Let’s talk pragmatics. Even assuming invading the privacy of a couple dozen pre-adolescents in the fond hope of capturing the legendary Crap Vandal is somehow justifiable in legal and ethical terms, what is to be gained by an exercise that is inevitably as ineffective as it is silly. Seriously, what were they looking for? Baggies of fecal contraband? Stains? (Ew.) A conspicuous lack of stains? What? What might constitute the “anything” sought by the school administration? Curmie literally has no idea (and Curmie is a grammar Nazi, so “literally” is meant… um… literally).
Curmie has come to expect school administrators—a minority, perhaps, but far too many—to be arrogant, to extend their clutches well beyond their legitimate jurisdictions, to adopt a condescending attitude towards the mere mortals who dare to question their right to fart in the general direction of constitutional rights and indeed of ethical values in general. But this level of outright stupidity really did take me aback. Violating the law in a fit of pernicious do-gooding is one thing, doing so for no identifiable purpose is another.

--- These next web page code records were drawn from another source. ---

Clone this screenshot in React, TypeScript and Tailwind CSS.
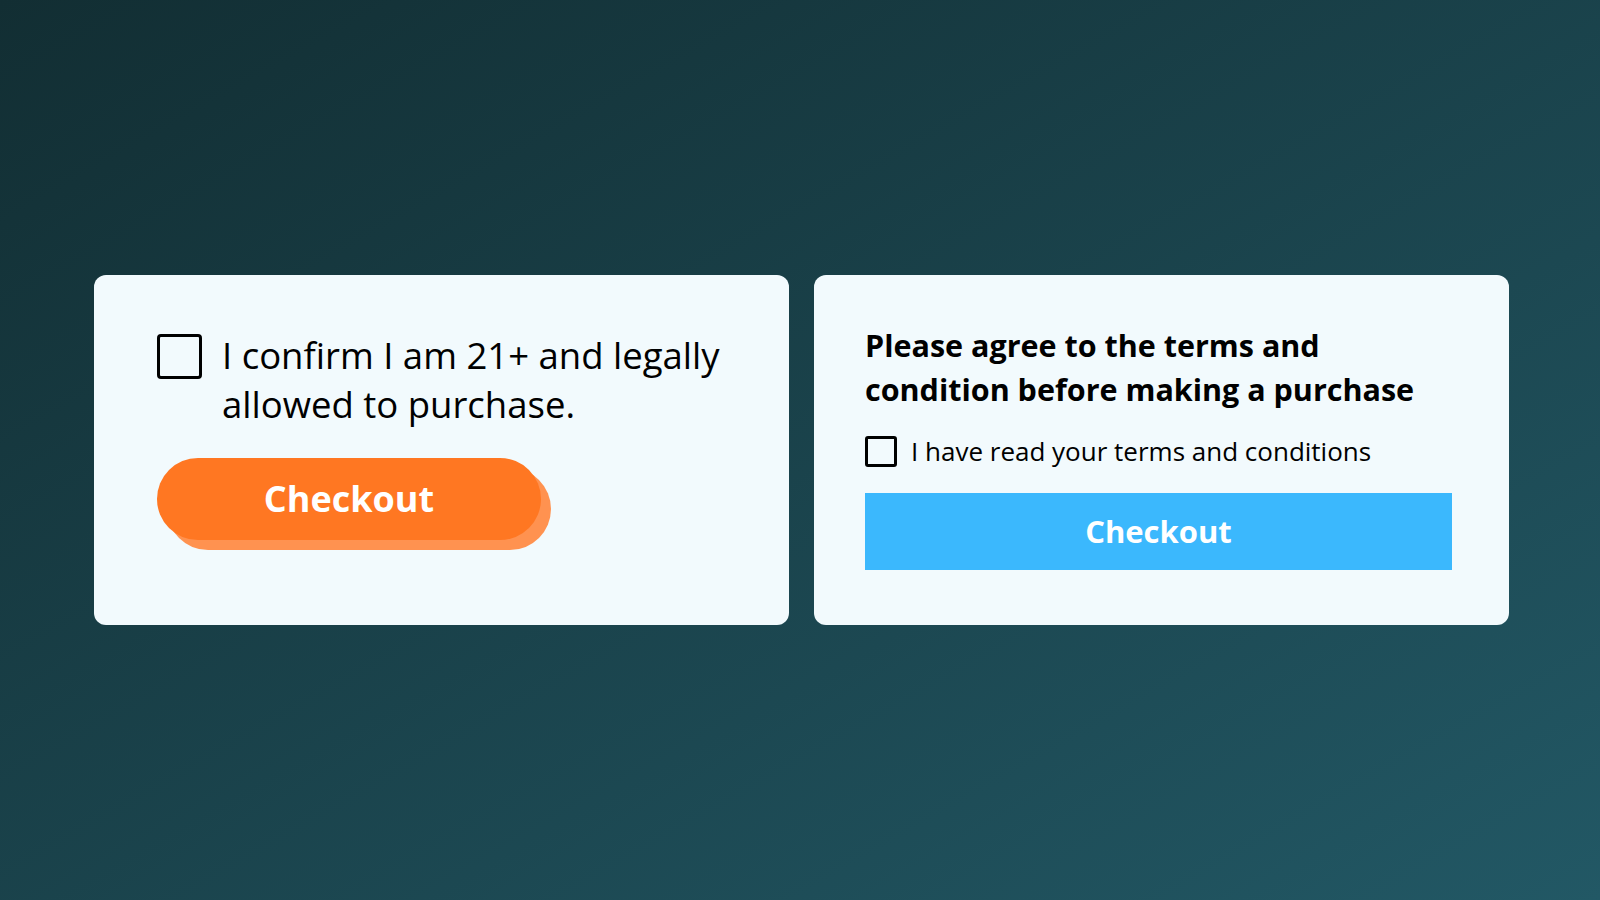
export default function App() {
  return (
    <div
      className="w-full h-screen flex items-center justify-center gap-[25px] pl-[3px] bg-gradient-to-br from-[#122e33] to-[#225865]"
      style={{ fontFamily: '"Open Sans", "Noto Sans", sans-serif' }}
    >
      {/* Age confirmation card */}
      <div className="w-[695px] h-[350px] bg-[#f2fafd] rounded-xl pl-[63px] pt-[58px]">
        <label className="flex items-start gap-[20px]">
          <span className="mt-[1px] w-[45px] h-[45px] border-[3px] border-black rounded-[4px] shrink-0" />
          <span className="text-[36.5px] leading-[49px] text-black -mt-[2px]">
            I confirm I am 21+ and legally allowed to purchase.
          </span>
        </label>
        <button className="mt-[29px] relative w-[394px] h-[92px]">
          <span className="absolute left-[10px] top-[10px] right-0 bottom-0 rounded-full bg-[#ff9250]" />
          <span className="absolute left-0 top-0 right-[10px] bottom-[10px] rounded-full bg-[#ff7722] flex items-center justify-center text-white font-bold text-[36px]">
            Checkout
          </span>
        </button>
      </div>

      {/* Terms agreement card */}
      <div className="w-[695px] h-[350px] bg-[#f2fafd] rounded-xl pl-[51px] pr-[57px] pt-[48px]">
        <h2 className="text-[30.5px] leading-[44px] font-bold text-black">
          Please agree to the terms and condition before making a purchase
        </h2>
        <label className="mt-[21px] flex items-center gap-[14px]">
          <span className="w-[32px] h-[31px] border-[3px] border-black rounded-[3px] shrink-0" />
          <span className="text-[26px] text-black">I have read your terms and conditions</span>
        </label>
        <button className="mt-[22px] w-full h-[77px] bg-[#3bb8fd] text-white font-bold text-[31px]">
          Checkout
        </button>
      </div>
    </div>
  );
}
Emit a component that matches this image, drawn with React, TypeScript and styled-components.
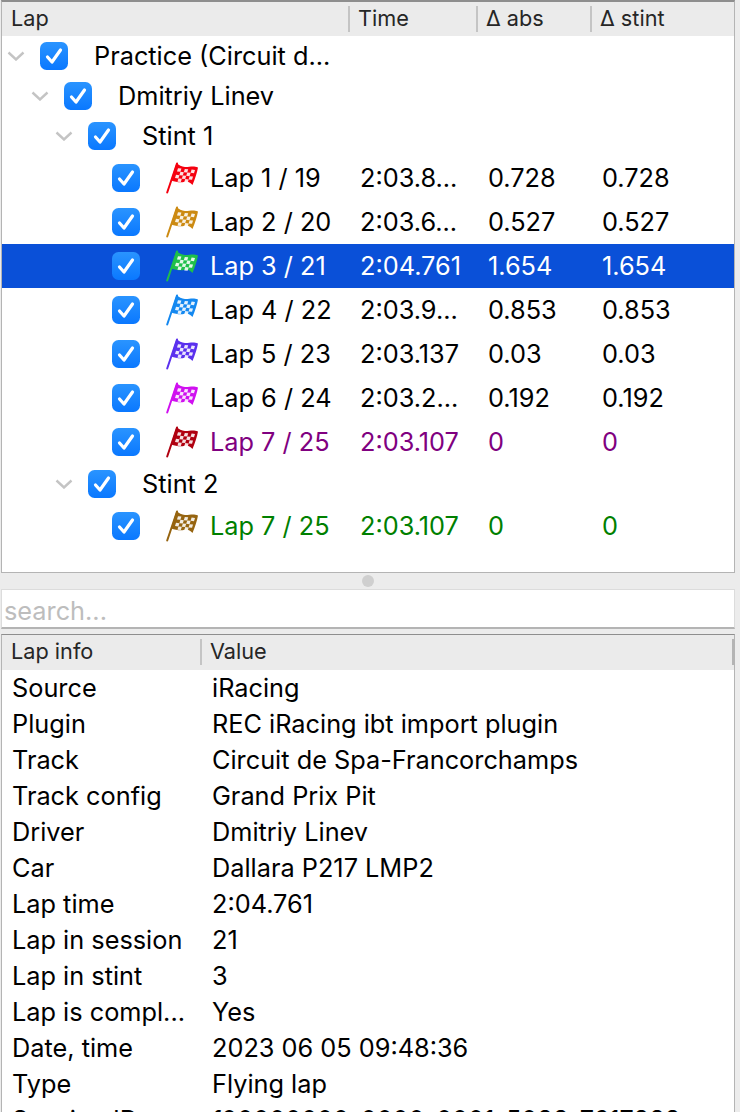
import styled, { createGlobalStyle } from "styled-components";

const GlobalStyle = createGlobalStyle`
  html, body {
    margin: 0;
    padding: 0;
    background: #ececec;
    overflow: hidden;
  }
  body {
    font-family: Inter, "Liberation Sans", Arial, sans-serif;
    font-size: 25.3px;
    line-height: 30px;
    color: #000;
  }
`;

const Page = styled.div`
  width: 740px;
  height: 1112px;
  overflow: hidden;
  display: flex;
  flex-direction: column;
  background: #ececec;
`;

const Panel = styled.div`
  width: 734px;
  margin-left: 1px;
  height: 573px;
  flex: none;
  box-sizing: border-box;
  background: #fff;
  border: 1px solid #b4b4b4;
  border-top: 2px solid #8e8e8e;
  overflow: hidden;
`;

const Header = styled.div<{ $h: number }>`
  height: ${(p) => p.$h}px;
  display: flex;
  background: #ebebeb;
  font-size: 21.7px;
  color: #262626;
`;

const HeaderCell = styled.div<{ $w: number }>`
  width: ${(p) => p.$w}px;
  flex: none;
  box-sizing: border-box;
  padding-left: 9px;
  line-height: 33px;
  position: relative;
  &:not(:first-child)::before {
    content: "";
    position: absolute;
    left: -1px;
    top: 4px;
    height: 26px;
    width: 2px;
    background: #c4c4c4;
  }
`;

const Row = styled.div<{ $h: number; $sel?: boolean; $color?: string }>`
  height: ${(p) => p.$h}px;
  display: flex;
  align-items: center;
  background: ${(p) => (p.$sel ? "#0a50d8" : "transparent")};
  color: ${(p) => (p.$sel ? "#fff" : p.$color || "#000")};
`;

const TreeCell = styled.div<{ $indent: number }>`
  width: 347px;
  flex: none;
  display: flex;
  align-items: center;
  padding-left: ${(p) => p.$indent}px;
  box-sizing: border-box;
  white-space: nowrap;
`;

const Chevron = styled.svg`
  width: 18px;
  height: 10px;
  flex: none;
  margin-right: 15px;
`;

const Check = styled.svg`
  width: 28px;
  height: 28px;
  flex: none;
`;

const Flag = styled.svg`
  width: 34px;
  height: 32px;
  flex: none;
  margin-left: 26px;
  margin-right: 10px;
`;

const TreeLabel = styled.span`
  margin-left: 26px;
`;

const LapLabel = styled.span``;

const ValueCell = styled.div<{ $w: number }>`
  width: ${(p) => p.$w}px;
  flex: none;
  box-sizing: border-box;
  padding-left: 11px;
  white-space: nowrap;
`;

const Splitter = styled.div`
  height: 16px;
  flex: none;
  width: 736px;
  display: flex;
  align-items: center;
  justify-content: center;
`;

const SplitterDot = styled.div`
  width: 12px;
  height: 12px;
  border-radius: 50%;
  background: #cfcfcf;
`;

const Search = styled.div`
  width: 734px;
  margin-left: 1px;
  height: 40px;
  flex: none;
  box-sizing: border-box;
  background: #fff;
  border: 1px solid #dcdcdc;
  border-bottom: 2px solid #b4b4b4;
  color: #bdbdbd;
  padding-left: 2px;
  line-height: 42px;
`;

const InfoPanel = styled.div`
  width: 734px;
  margin-left: 1px;
  margin-top: 5px;
  flex: 1;
  box-sizing: border-box;
  background: #fff;
  border-left: 1px solid #b4b4b4;
  border-right: 1px solid #b4b4b4;
  border-top: 1px solid #8e8e8e;
  overflow: hidden;
`;

const InfoRow = styled.div`
  height: 36px;
  display: flex;
  align-items: center;
  white-space: nowrap;
`;

const InfoName = styled.div`
  width: 200px;
  flex: none;
  box-sizing: border-box;
  padding-left: 10px;
`;

const InfoValue = styled.div`
  padding-left: 10px;
`;

const EndMark = styled.div`
  flex: 1;
  position: relative;
  &::after {
    content: "";
    position: absolute;
    right: 0;
    top: 4px;
    height: 26px;
    width: 2px;
    background: #b4b4b4;
  }
`;

const Arrow = () => (
  <Chevron viewBox="0 0 18 10">
    <path d="M1.5 1.5 L9 8.5 L16.5 1.5" fill="none" stroke="#c4c4c4" strokeWidth="2.4" />
  </Chevron>
);

const CheckBox = () => (
  <Check viewBox="0 0 28 28">
    <defs>
      <linearGradient id="cb" x1="0" y1="0" x2="0" y2="1">
        <stop offset="0" stopColor="#2a94ff" />
        <stop offset="1" stopColor="#0a78ff" />
      </linearGradient>
    </defs>
    <rect width="28" height="28" rx="6.5" fill="url(#cb)" />
    <path d="M7.5 15 L12 20 L20.5 8" fill="none" stroke="#fff" strokeWidth="3.2" strokeLinecap="round" strokeLinejoin="round" />
  </Check>
);

const CheckeredFlag = ({ color }: { color: string }) => {
  const squares: React.ReactElement[] = [];
  for (let r = 0; r < 4; r++) {
    for (let c = 0; c < 5; c++) {
      if ((r + c) % 2 === 0) {
        squares.push(<rect key={r + "-" + c} x={c * 3.4} y={r * 3.3} width="3.4" height="3.3" fill="#fff" opacity="0.88" />);
      }
    }
  }
  return (
    <Flag viewBox="0 0 34 32">
      <path d="M1.2 30.5 L11 1.5" stroke={color} strokeWidth="2" fill="none" strokeLinecap="round" />
      <path d="M10.5 1 C13 3 15.5 4.8 19 5 C23 5.3 27 3.2 32 5.5 C31 11 29 17 26.5 23 C24 20.5 21.5 19 18.5 19.8 C14.5 21 10 20 5 18.5 Z" fill={color} />
      <g transform="matrix(1 0.1 -0.3 1 12 6.2)">{squares}</g>
    </Flag>
  );
};

type Lap = {
  name: string;
  time: string;
  abs: string;
  stint: string;
  flag: string;
  color?: string;
  sel?: boolean;
};

const stint1: Lap[] = [
  { name: "Lap 1 / 19", time: "2:03.8...", abs: "0.728", stint: "0.728", flag: "#f5000f" },
  { name: "Lap 2 / 20", time: "2:03.6...", abs: "0.527", stint: "0.527", flag: "#cc8a12" },
  { name: "Lap 3 / 21", time: "2:04.761", abs: "1.654", stint: "1.654", flag: "#1fc04a", sel: true },
  { name: "Lap 4 / 22", time: "2:03.9...", abs: "0.853", stint: "0.853", flag: "#1488f0" },
  { name: "Lap 5 / 23", time: "2:03.137", abs: "0.03", stint: "0.03", flag: "#5a30ee" },
  { name: "Lap 6 / 24", time: "2:03.2...", abs: "0.192", stint: "0.192", flag: "#d010f0" },
  { name: "Lap 7 / 25", time: "2:03.107", abs: "0", stint: "0", flag: "#b00010", color: "#800080" },
];

const stint2: Lap[] = [
  { name: "Lap 7 / 25", time: "2:03.107", abs: "0", stint: "0", flag: "#966410", color: "#008000" },
];

const info = [
  ["Source", "iRacing"],
  ["Plugin", "REC iRacing ibt import plugin"],
  ["Track", "Circuit de Spa-Francorchamps"],
  ["Track config", "Grand Prix Pit"],
  ["Driver", "Dmitriy Linev"],
  ["Car", "Dallara P217 LMP2"],
  ["Lap time", "2:04.761"],
  ["Lap in session", "21"],
  ["Lap in stint", "3"],
  ["Lap is compl...", "Yes"],
  ["Date, time", "2023 06 05 09:48:36"],
  ["Type", "Flying lap"],
  ["Session ID", "f00000000-0000-0001-5088-7617888"],
];

const LapRow = ({ lap }: { lap: Lap }) => (
  <Row $h={44} $sel={lap.sel} $color={lap.color}>
    <TreeCell $indent={110}>
      <CheckBox />
      <CheckeredFlag color={lap.flag} />
      <LapLabel>{lap.name}</LapLabel>
    </TreeCell>
    <ValueCell $w={128}>{lap.time}</ValueCell>
    <ValueCell $w={114}>{lap.abs}</ValueCell>
    <ValueCell $w={140}>{lap.stint}</ValueCell>
  </Row>
);

const GroupRow = ({ indent, label }: { indent: number; label: string }) => (
  <Row $h={40}>
    <TreeCell $indent={indent}>
      <Arrow />
      <CheckBox />
      <TreeLabel>{label}</TreeLabel>
    </TreeCell>
  </Row>
);

const App = () => (
  <Page>
    <GlobalStyle />
    <Panel>
      <Header $h={34}>
        <HeaderCell $w={347}>Lap</HeaderCell>
        <HeaderCell $w={128}>Time</HeaderCell>
        <HeaderCell $w={114}>Δ abs</HeaderCell>
        <HeaderCell $w={144}>Δ stint</HeaderCell>
      </Header>
      <GroupRow indent={5} label="Practice (Circuit d..." />
      <GroupRow indent={29} label="Dmitriy Linev" />
      <GroupRow indent={53} label="Stint 1" />
      {stint1.map((lap) => (
        <LapRow key={lap.name} lap={lap} />
      ))}
      <GroupRow indent={53} label="Stint 2" />
      {stint2.map((lap) => (
        <LapRow key={lap.name} lap={lap} />
      ))}
    </Panel>
    <Splitter>
      <SplitterDot />
    </Splitter>
    <Search>search...</Search>
    <InfoPanel>
      <Header $h={35}>
        <HeaderCell $w={199}>Lap info</HeaderCell>
        <HeaderCell $w={200}>Value</HeaderCell>
        <EndMark />
      </Header>
      {info.map(([name, value]) => (
        <InfoRow key={name}>
          <InfoName>{name}</InfoName>
          <InfoValue>{value}</InfoValue>
        </InfoRow>
      ))}
    </InfoPanel>
  </Page>
);

export default App;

But no matter from what direction we approach the school’s actions, they’re ridiculous, hubristic, unconstitutional, irrational, and downright creepy. Maria Medina (Eliza’s mom) gets it right: “If you can't do your job or you don't know what you're doing, you need to be fired. You shouldn't be here.” We can start with Principal Alan Luker and follow up with Superintendent Baugh. (The former is apparently “on leave” now.) And then we divert a river or two through the Augean stables that are the Gustine schools. There’s a lot of manure there to be cleaned up in a hurry, after all.